The problem is a lack of necessary investment to boost productivity, particularly in developing countries. We have been adding to the uses of agricultural commodities without looking at supply, saying that the market will take care of it. Low prices will discourage investment in the developed world, volatility will return to the market forcing producing countries to reimpose bans or restrictions on exports. Looking out longer-term, agricultural commodity prices will remain higher than historical levels even if there is a significant downward revision to economic growth for the next couple of years.

Wrap

Lower agricultural commodity prices will cause farmers to reassess their planting strategies for the 2009/10 season. As our trusted source points out, decreased profitability, high input costs and lack of credit availability pave the way for a significant drop in cereals planting and production as early as 2009. The lack of investment will cut production growth at a time when inventories remain at historically low levels. Any significant decline in production will put pressure on inventories and drive up prices again.

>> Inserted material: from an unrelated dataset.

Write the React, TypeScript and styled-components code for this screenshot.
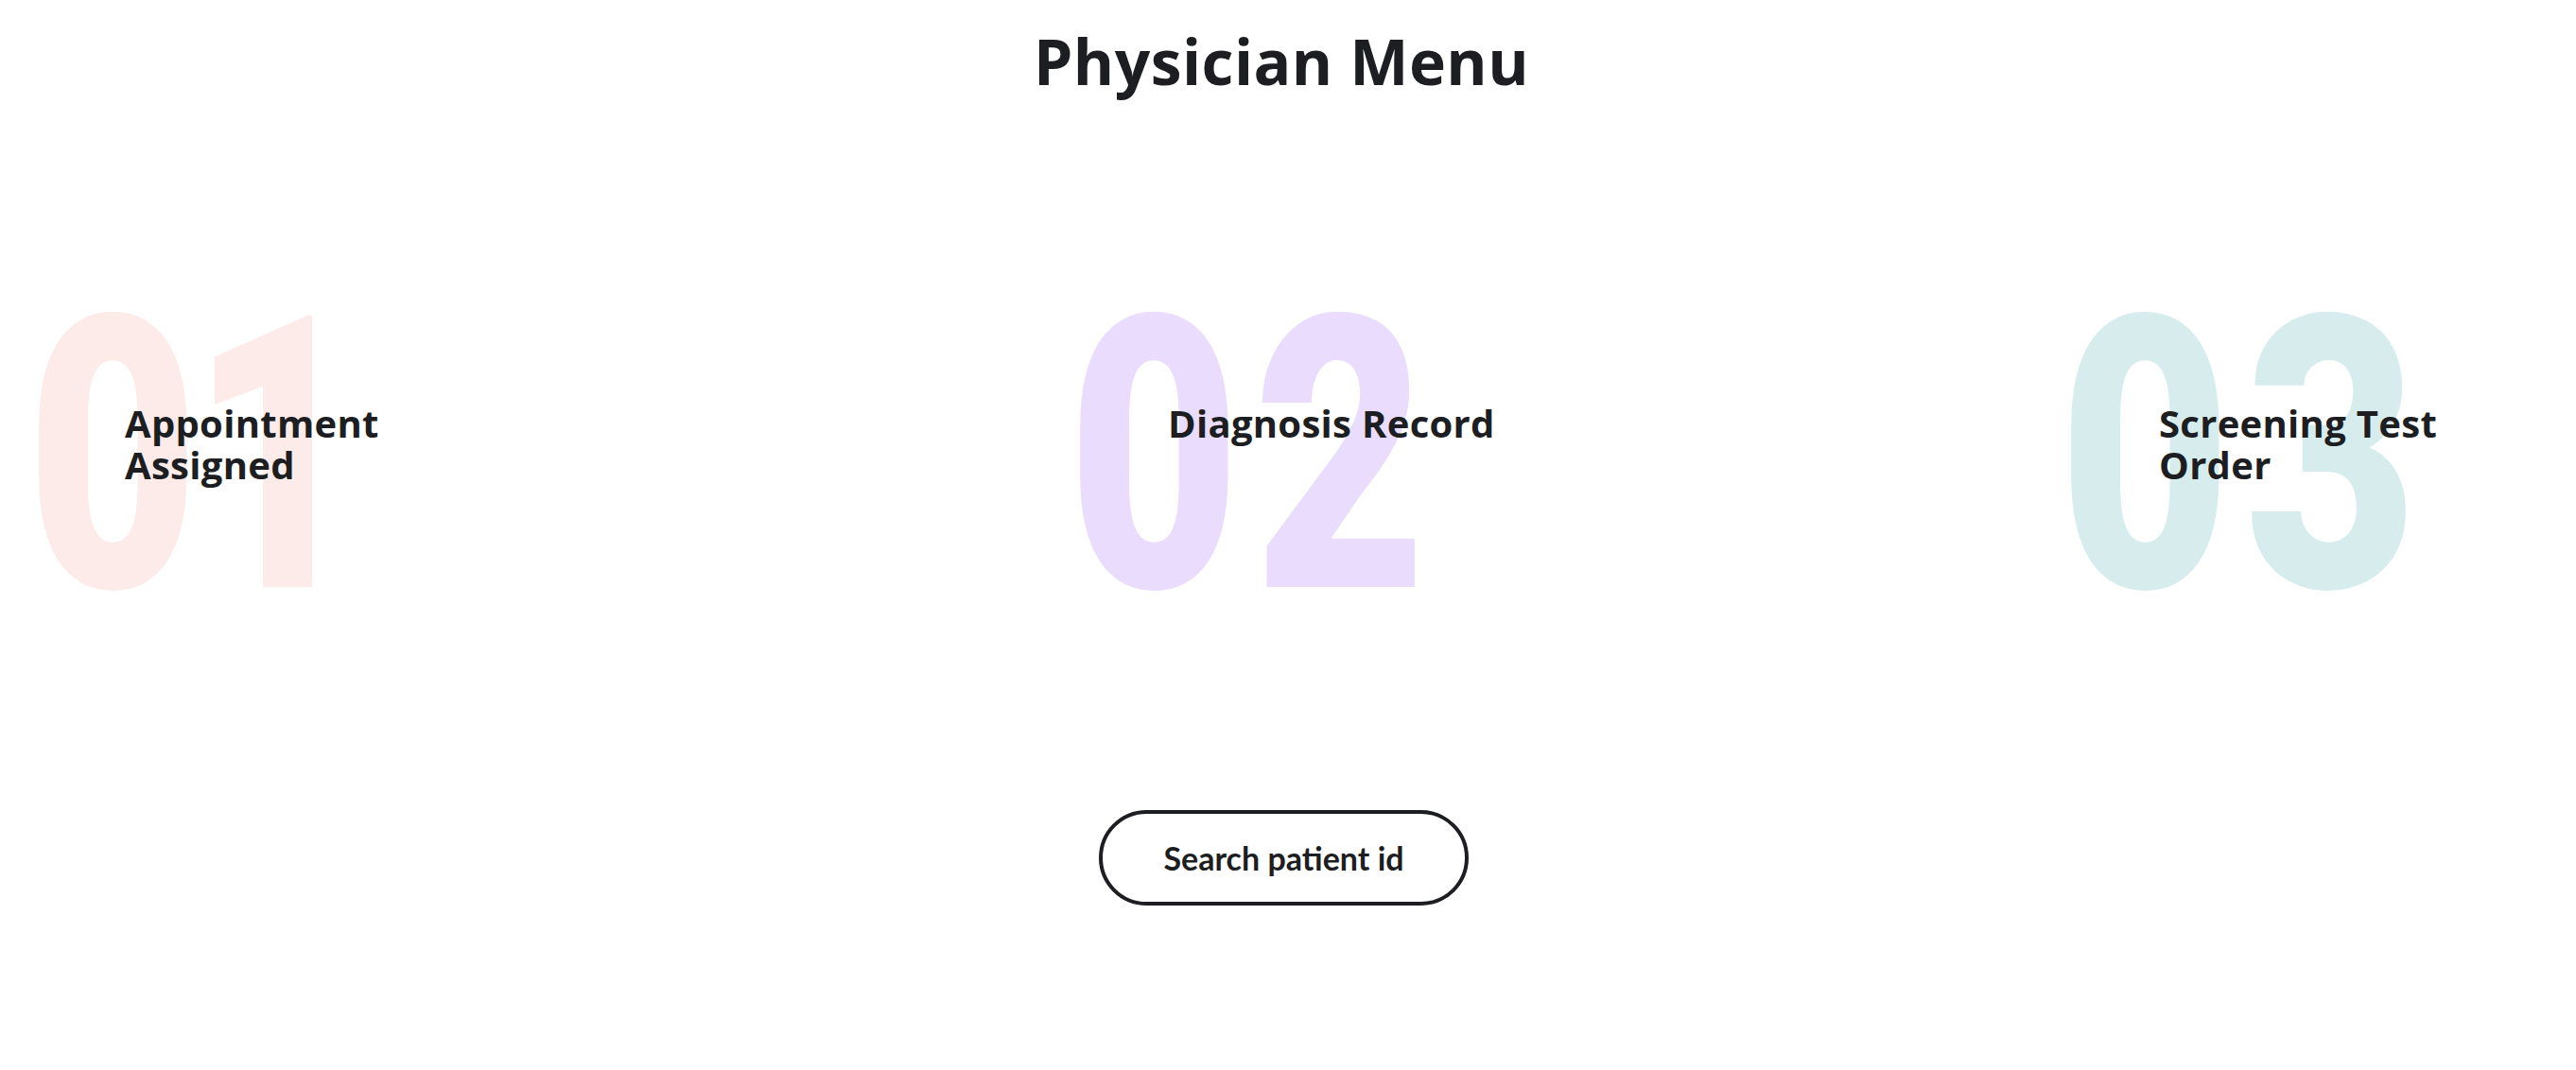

Farmers who invested heavily in expanding production and failed to lock in crop prices will suffer, as will less efficient producers who may be forced out of business. Those companies that survive – the bigger producers with better access to credit – will be well positioned to benefit when prices rebound. The biggest uncertainties for the grains market will continue to be the weather in key growing areas and farm input prices, which have been “stickier” than crop prices: will they decline enough to mitigate some of the impact of credit stringency?

Next Tests:

  1. Plantings and production in North America, Europe and the Black Sea region.
  2. Evidence of declines in agricultural input prices, particularly fertiliser.
  3. Access to credit by farmers in both developed and developing countries.
  4. Agricultural commodity price volatility and reimposition of export restrictions.